>> begin Recorded data
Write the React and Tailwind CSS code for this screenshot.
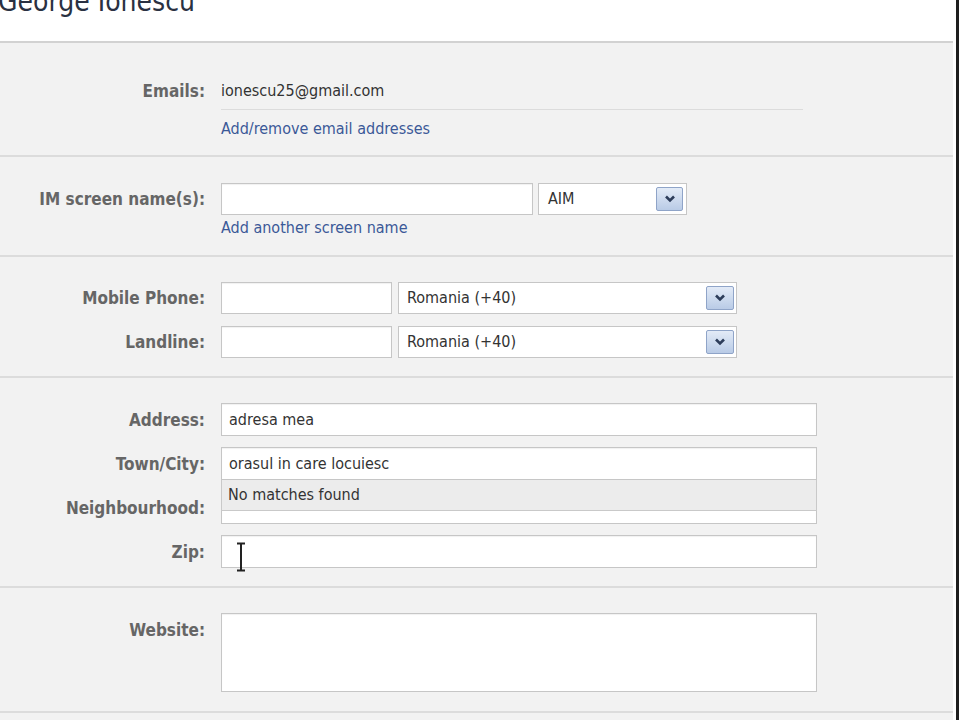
import React from "react";

const font = "font-['DejaVu_Sans_Condensed','DejaVu_Sans',sans-serif]";

function Label({ children }) {
  return (
    <div className="w-[205px] shrink-0 text-right font-bold text-[17px] leading-[20px] text-[#666666]">
      {children}
    </div>
  );
}

function Arrow({ className }) {
  return (
    <div
      className={`absolute flex items-center justify-center rounded-[2px] border border-[#8fa4c8] bg-gradient-to-b from-[#e3ebf7] to-[#b9cbe6] ${className}`}
    >
      <svg width="12" height="8" viewBox="0 0 12 8">
        <path d="M2 1.5 L6 5.5 L10 1.5" fill="none" stroke="#2d3d5a" strokeWidth="2.6" />
      </svg>
    </div>
  );
}

function Select({ value, className, arrowClass }) {
  return (
    <div
      className={`relative flex items-center h-[32px] bg-white border border-[#c6c6c6] text-[16px] text-[#333] ${className}`}
    >
      {value}
      <Arrow className={arrowClass} />
    </div>
  );
}

function Input({ value, className = "" }) {
  return (
    <div
      className={`flex items-center bg-white border border-[#c6c6c6] shadow-[inset_0_1px_1px_rgba(0,0,0,0.06)] pl-[7px] text-[16px] text-[#333] ${className}`}
    >
      {value}
    </div>
  );
}

export default function App() {
  return (
    <div className={`flex w-[960px] h-[720px] overflow-hidden bg-white ${font}`}>
      <div className="w-[953px] shrink-0 flex flex-col bg-[#f2f2f2]">
        {/* Header */}
        <div className="h-[43px] shrink-0 bg-white border-b-2 border-[#d2d2d2] overflow-hidden">
          <div className="mt-[-12px] ml-[-2px] text-[28px] leading-[28px] text-[#2a3142]">George Ionescu</div>
        </div>

        {/* Emails */}
        <div className="h-[114px] shrink-0 border-b-2 border-[#dcdcdc] pt-[36px]">
          <div className="flex items-center h-[24px]">
            <Label>Emails:</Label>
            <div className="ml-4 text-[16px] text-[#333]">ionescu25@gmail.com</div>
          </div>
          <div className="ml-[221px] mt-[6px] w-[582px] h-px bg-[#dcdcdc]" />
          <div className="ml-[221px] mt-[9px] h-[20px] leading-[20px] text-[16px] text-[#3b5998]">
            Add/remove email addresses
          </div>
        </div>

        {/* IM */}
        <div className="h-[100px] shrink-0 border-b-2 border-[#dcdcdc] pt-[26px]">
          <div className="flex items-center h-[32px]">
            <Label>IM screen name(s):</Label>
            <div className="ml-4 flex gap-[5px]">
              <Input className="w-[312px] h-[32px]" />
              <Select
                value="AIM"
                className="w-[149px] pl-[9px]"
                arrowClass="right-[3px] top-[3px] w-[27px] h-[24px]"
              />
            </div>
          </div>
          <div className="ml-[221px] mt-[3px] h-[20px] leading-[20px] text-[16px] text-[#3b5998]">
            Add another screen name
          </div>
        </div>

        {/* Phones */}
        <div className="h-[121px] shrink-0 border-b-2 border-[#dcdcdc] pt-[25px] flex flex-col gap-[12px]">
          {["Mobile Phone:", "Landline:"].map((l) => (
            <div key={l} className="flex items-center h-[32px]">
              <Label>{l}</Label>
              <div className="ml-4 flex gap-[6px]">
                <Input className="w-[171px] h-[32px]" />
                <Select
                  value="Romania (+40)"
                  className="w-[339px] pl-[8px]"
                  arrowClass="right-[2px] top-[3px] w-[28px] h-[24px]"
                />
              </div>
            </div>
          ))}
        </div>

        {/* Address */}
        <div className="h-[210px] shrink-0 border-b-2 border-[#dcdcdc] pt-[25px] flex flex-col gap-[11px]">
          <div className="flex items-center h-[33px]">
            <Label>Address:</Label>
            <Input value="adresa mea" className="ml-4 w-[596px] h-[33px]" />
          </div>
          <div className="flex items-center h-[33px]">
            <Label>Town/City:</Label>
            <div className="relative ml-4 w-[596px] h-[33px]">
              <Input value="orasul in care locuiesc" className="w-full h-full" />
              <div className="absolute z-10 left-0 top-full w-full h-[31px] flex items-center pl-[6px] bg-[#ececec] border border-t-0 border-[#c9c9c9] text-[16px] text-[#333]">
                No matches found
              </div>
            </div>
          </div>
          <div className="flex items-center h-[33px]">
            <Label>Neighbourhood:</Label>
            <Input className="ml-4 w-[596px] h-[33px]" />
          </div>
          <div className="flex items-center h-[33px]">
            <Label>Zip:</Label>
            <div className="relative ml-4 w-[596px] h-[33px]">
              <Input className="w-full h-full" />
              <svg
                className="absolute left-[15px] top-[7px]"
                width="10"
                height="30"
                viewBox="0 0 10 30"
              >
                <path d="M1 1.5 H9 M5 1.5 V28.5 M1 28.5 H9" fill="none" stroke="#222" strokeWidth="2" />
              </svg>
            </div>
          </div>
        </div>

        {/* Website */}
        <div className="h-[125px] shrink-0 border-b-2 border-[#dcdcdc] pt-[25px]">
          <div className="flex items-start">
            <div className="flex items-center h-[33px]">
              <Label>Website:</Label>
            </div>
            <Input className="ml-4 w-[596px] h-[79px]" />
          </div>
        </div>
        <div className="flex-1" />
      </div>
      <div className="w-[3px] shrink-0 bg-white" />
      <div className="w-[3px] shrink-0 bg-[#1e1e1e]" />
      <div className="flex-1 bg-white" />
    </div>
  );
}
>> end Recorded data
## What to work on
Transcribe the full listing above exactly, with the images removed.

## Right answer
Write the React and Tailwind CSS code for this screenshot.
import React from "react";

const font = "font-['DejaVu_Sans_Condensed','DejaVu_Sans',sans-serif]";

function Label({ children }) {
  return (
    <div className="w-[205px] shrink-0 text-right font-bold text-[17px] leading-[20px] text-[#666666]">
      {children}
    </div>
  );
}

function Arrow({ className }) {
  return (
    <div
      className={`absolute flex items-center justify-center rounded-[2px] border border-[#8fa4c8] bg-gradient-to-b from-[#e3ebf7] to-[#b9cbe6] ${className}`}
    >
      <svg width="12" height="8" viewBox="0 0 12 8">
        <path d="M2 1.5 L6 5.5 L10 1.5" fill="none" stroke="#2d3d5a" strokeWidth="2.6" />
      </svg>
    </div>
  );
}

function Select({ value, className, arrowClass }) {
  return (
    <div
      className={`relative flex items-center h-[32px] bg-white border border-[#c6c6c6] text-[16px] text-[#333] ${className}`}
    >
      {value}
      <Arrow className={arrowClass} />
    </div>
  );
}

function Input({ value, className = "" }) {
  return (
    <div
      className={`flex items-center bg-white border border-[#c6c6c6] shadow-[inset_0_1px_1px_rgba(0,0,0,0.06)] pl-[7px] text-[16px] text-[#333] ${className}`}
    >
      {value}
    </div>
  );
}

export default function App() {
  return (
    <div className={`flex w-[960px] h-[720px] overflow-hidden bg-white ${font}`}>
      <div className="w-[953px] shrink-0 flex flex-col bg-[#f2f2f2]">
        {/* Header */}
        <div className="h-[43px] shrink-0 bg-white border-b-2 border-[#d2d2d2] overflow-hidden">
          <div className="mt-[-12px] ml-[-2px] text-[28px] leading-[28px] text-[#2a3142]">George Ionescu</div>
        </div>

        {/* Emails */}
        <div className="h-[114px] shrink-0 border-b-2 border-[#dcdcdc] pt-[36px]">
          <div className="flex items-center h-[24px]">
            <Label>Emails:</Label>
            <div className="ml-4 text-[16px] text-[#333]">ionescu25@gmail.com</div>
          </div>
          <div className="ml-[221px] mt-[6px] w-[582px] h-px bg-[#dcdcdc]" />
          <div className="ml-[221px] mt-[9px] h-[20px] leading-[20px] text-[16px] text-[#3b5998]">
            Add/remove email addresses
          </div>
        </div>

        {/* IM */}
        <div className="h-[100px] shrink-0 border-b-2 border-[#dcdcdc] pt-[26px]">
          <div className="flex items-center h-[32px]">
            <Label>IM screen name(s):</Label>
            <div className="ml-4 flex gap-[5px]">
              <Input className="w-[312px] h-[32px]" />
              <Select
                value="AIM"
                className="w-[149px] pl-[9px]"
                arrowClass="right-[3px] top-[3px] w-[27px] h-[24px]"
              />
            </div>
          </div>
          <div className="ml-[221px] mt-[3px] h-[20px] leading-[20px] text-[16px] text-[#3b5998]">
            Add another screen name
          </div>
        </div>

        {/* Phones */}
        <div className="h-[121px] shrink-0 border-b-2 border-[#dcdcdc] pt-[25px] flex flex-col gap-[12px]">
          {["Mobile Phone:", "Landline:"].map((l) => (
            <div key={l} className="flex items-center h-[32px]">
              <Label>{l}</Label>
              <div className="ml-4 flex gap-[6px]">
                <Input className="w-[171px] h-[32px]" />
                <Select
                  value="Romania (+40)"
                  className="w-[339px] pl-[8px]"
                  arrowClass="right-[2px] top-[3px] w-[28px] h-[24px]"
                />
              </div>
            </div>
          ))}
        </div>

        {/* Address */}
        <div className="h-[210px] shrink-0 border-b-2 border-[#dcdcdc] pt-[25px] flex flex-col gap-[11px]">
          <div className="flex items-center h-[33px]">
            <Label>Address:</Label>
            <Input value="adresa mea" className="ml-4 w-[596px] h-[33px]" />
          </div>
          <div className="flex items-center h-[33px]">
            <Label>Town/City:</Label>
            <div className="relative ml-4 w-[596px] h-[33px]">
              <Input value="orasul in care locuiesc" className="w-full h-full" />
              <div className="absolute z-10 left-0 top-full w-full h-[31px] flex items-center pl-[6px] bg-[#ececec] border border-t-0 border-[#c9c9c9] text-[16px] text-[#333]">
                No matches found
              </div>
            </div>
          </div>
          <div className="flex items-center h-[33px]">
            <Label>Neighbourhood:</Label>
            <Input className="ml-4 w-[596px] h-[33px]" />
          </div>
          <div className="flex items-center h-[33px]">
            <Label>Zip:</Label>
            <div className="relative ml-4 w-[596px] h-[33px]">
              <Input className="w-full h-full" />
              <svg
                className="absolute left-[15px] top-[7px]"
                width="10"
                height="30"
                viewBox="0 0 10 30"
              >
                <path d="M1 1.5 H9 M5 1.5 V28.5 M1 28.5 H9" fill="none" stroke="#222" strokeWidth="2" />
              </svg>
            </div>
          </div>
        </div>

        {/* Website */}
        <div className="h-[125px] shrink-0 border-b-2 border-[#dcdcdc] pt-[25px]">
          <div className="flex items-start">
            <div className="flex items-center h-[33px]">
              <Label>Website:</Label>
            </div>
            <Input className="ml-4 w-[596px] h-[79px]" />
          </div>
        </div>
        <div className="flex-1" />
      </div>
      <div className="w-[3px] shrink-0 bg-white" />
      <div className="w-[3px] shrink-0 bg-[#1e1e1e]" />
      <div className="flex-1 bg-white" />
    </div>
  );
}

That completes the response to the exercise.